* COLLECTED DATA:

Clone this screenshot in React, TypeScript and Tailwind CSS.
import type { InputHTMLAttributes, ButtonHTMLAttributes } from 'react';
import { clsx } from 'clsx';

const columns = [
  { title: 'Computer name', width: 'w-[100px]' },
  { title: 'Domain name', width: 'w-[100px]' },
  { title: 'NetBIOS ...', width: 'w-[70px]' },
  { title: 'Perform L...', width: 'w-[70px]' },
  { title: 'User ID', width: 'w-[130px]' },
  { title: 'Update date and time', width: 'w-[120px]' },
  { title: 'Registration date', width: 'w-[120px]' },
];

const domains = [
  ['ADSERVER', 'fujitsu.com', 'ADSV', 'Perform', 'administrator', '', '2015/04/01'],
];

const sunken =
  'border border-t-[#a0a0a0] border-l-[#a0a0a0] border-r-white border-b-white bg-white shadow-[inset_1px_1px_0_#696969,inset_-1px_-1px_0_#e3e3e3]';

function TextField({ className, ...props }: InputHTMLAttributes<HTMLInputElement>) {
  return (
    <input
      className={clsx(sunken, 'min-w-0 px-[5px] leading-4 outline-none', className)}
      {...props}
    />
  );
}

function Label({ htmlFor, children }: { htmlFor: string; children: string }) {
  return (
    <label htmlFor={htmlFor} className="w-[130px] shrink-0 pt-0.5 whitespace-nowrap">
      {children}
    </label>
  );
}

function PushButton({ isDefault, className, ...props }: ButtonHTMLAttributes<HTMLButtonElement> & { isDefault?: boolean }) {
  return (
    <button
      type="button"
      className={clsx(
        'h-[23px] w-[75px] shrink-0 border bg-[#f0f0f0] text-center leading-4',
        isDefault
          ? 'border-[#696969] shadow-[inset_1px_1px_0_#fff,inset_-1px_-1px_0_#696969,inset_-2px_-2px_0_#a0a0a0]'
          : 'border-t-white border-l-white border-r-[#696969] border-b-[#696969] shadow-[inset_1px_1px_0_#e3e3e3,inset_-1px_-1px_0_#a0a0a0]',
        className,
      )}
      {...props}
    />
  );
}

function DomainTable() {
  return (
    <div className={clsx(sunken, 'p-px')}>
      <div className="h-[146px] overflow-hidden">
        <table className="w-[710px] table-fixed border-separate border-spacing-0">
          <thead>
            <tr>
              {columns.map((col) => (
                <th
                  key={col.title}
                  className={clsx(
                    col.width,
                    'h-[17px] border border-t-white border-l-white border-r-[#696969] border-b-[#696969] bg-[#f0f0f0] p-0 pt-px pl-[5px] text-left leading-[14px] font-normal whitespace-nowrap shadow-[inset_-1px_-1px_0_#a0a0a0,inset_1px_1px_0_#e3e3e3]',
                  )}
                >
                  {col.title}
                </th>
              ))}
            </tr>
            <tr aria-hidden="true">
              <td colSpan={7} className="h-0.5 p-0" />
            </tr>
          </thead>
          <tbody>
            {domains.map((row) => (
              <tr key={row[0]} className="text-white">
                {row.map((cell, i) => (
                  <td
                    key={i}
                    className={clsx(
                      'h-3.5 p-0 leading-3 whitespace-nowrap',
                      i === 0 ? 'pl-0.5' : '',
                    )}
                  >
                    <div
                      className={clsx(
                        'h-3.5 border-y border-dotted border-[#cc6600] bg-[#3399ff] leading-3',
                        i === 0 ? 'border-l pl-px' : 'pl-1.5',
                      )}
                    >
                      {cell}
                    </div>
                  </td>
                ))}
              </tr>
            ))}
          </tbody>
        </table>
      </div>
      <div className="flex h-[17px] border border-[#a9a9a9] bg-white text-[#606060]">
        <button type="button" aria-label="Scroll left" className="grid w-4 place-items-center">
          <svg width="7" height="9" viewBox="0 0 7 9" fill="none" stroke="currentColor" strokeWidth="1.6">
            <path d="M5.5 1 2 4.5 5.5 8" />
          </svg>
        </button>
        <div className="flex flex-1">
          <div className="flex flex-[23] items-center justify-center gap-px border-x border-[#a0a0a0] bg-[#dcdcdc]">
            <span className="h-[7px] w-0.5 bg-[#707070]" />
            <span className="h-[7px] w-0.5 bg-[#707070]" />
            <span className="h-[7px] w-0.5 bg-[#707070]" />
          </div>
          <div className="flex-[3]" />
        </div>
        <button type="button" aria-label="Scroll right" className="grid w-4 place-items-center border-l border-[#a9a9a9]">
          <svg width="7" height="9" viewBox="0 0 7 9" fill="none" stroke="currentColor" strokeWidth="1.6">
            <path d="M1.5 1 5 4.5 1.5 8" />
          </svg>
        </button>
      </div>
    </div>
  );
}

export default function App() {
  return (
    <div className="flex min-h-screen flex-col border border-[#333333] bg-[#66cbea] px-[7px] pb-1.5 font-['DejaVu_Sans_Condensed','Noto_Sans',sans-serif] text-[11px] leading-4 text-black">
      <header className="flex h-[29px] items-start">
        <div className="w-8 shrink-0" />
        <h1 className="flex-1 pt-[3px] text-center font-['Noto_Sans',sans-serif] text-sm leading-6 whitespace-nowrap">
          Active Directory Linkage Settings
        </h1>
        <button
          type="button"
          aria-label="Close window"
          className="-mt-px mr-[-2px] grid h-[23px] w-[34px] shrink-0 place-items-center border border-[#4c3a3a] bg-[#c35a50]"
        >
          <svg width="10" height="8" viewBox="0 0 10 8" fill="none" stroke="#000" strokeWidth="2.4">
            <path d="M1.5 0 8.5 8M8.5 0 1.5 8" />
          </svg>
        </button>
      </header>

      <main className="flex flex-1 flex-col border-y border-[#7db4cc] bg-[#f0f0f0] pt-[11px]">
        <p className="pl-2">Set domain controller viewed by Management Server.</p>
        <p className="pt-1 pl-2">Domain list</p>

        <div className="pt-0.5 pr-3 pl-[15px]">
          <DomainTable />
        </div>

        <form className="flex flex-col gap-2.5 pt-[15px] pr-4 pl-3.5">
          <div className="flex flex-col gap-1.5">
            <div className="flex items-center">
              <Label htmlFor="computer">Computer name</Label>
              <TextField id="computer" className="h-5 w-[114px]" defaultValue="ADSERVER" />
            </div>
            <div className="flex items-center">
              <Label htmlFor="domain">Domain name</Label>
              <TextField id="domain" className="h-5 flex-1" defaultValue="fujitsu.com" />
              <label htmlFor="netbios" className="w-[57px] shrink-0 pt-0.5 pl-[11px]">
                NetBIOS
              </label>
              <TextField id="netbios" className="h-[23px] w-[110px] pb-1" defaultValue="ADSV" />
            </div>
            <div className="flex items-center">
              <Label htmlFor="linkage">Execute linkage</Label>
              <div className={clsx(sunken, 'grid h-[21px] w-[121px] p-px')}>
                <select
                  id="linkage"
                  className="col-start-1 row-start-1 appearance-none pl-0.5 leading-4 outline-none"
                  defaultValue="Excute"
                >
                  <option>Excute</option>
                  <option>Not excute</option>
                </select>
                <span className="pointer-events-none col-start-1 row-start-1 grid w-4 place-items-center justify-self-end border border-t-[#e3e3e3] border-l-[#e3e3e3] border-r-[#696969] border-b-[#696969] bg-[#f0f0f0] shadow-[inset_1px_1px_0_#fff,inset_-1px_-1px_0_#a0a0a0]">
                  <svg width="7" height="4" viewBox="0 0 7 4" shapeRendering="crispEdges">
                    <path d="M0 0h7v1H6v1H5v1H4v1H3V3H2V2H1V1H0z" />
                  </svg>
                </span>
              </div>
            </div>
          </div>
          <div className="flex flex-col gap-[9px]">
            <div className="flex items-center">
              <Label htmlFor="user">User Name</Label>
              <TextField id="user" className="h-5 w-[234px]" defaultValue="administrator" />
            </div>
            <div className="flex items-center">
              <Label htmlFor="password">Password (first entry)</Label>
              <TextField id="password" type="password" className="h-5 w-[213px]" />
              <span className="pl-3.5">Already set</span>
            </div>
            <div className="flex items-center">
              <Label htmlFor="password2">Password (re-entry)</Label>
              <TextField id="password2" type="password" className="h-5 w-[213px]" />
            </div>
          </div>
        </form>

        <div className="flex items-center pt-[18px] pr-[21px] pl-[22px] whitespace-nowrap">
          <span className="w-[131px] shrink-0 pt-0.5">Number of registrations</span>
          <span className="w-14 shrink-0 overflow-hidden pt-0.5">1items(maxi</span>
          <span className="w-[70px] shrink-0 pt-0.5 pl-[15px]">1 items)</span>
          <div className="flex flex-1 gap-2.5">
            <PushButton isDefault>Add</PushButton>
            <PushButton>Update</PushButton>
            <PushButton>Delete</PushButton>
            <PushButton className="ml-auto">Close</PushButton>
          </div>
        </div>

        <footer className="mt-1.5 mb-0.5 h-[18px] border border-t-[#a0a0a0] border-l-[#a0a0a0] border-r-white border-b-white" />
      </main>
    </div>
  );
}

* WHAT YOU ARE ASKED TO DO: Beginning at the top of the data, extract each line through the line containing "border-r-white border-b-white bg-white" and return those lines exactly, with nothing added.

* RESPONSE:
Clone this screenshot in React, TypeScript and Tailwind CSS.
import type { InputHTMLAttributes, ButtonHTMLAttributes } from 'react';
import { clsx } from 'clsx';

const columns = [
  { title: 'Computer name', width: 'w-[100px]' },
  { title: 'Domain name', width: 'w-[100px]' },
  { title: 'NetBIOS ...', width: 'w-[70px]' },
  { title: 'Perform L...', width: 'w-[70px]' },
  { title: 'User ID', width: 'w-[130px]' },
  { title: 'Update date and time', width: 'w-[120px]' },
  { title: 'Registration date', width: 'w-[120px]' },
];

const domains = [
  ['ADSERVER', 'fujitsu.com', 'ADSV', 'Perform', 'administrator', '', '2015/04/01'],
];

const sunken =
  'border border-t-[#a0a0a0] border-l-[#a0a0a0] border-r-white border-b-white bg-white shadow-[inset_1px_1px_0_#696969,inset_-1px_-1px_0_#e3e3e3]';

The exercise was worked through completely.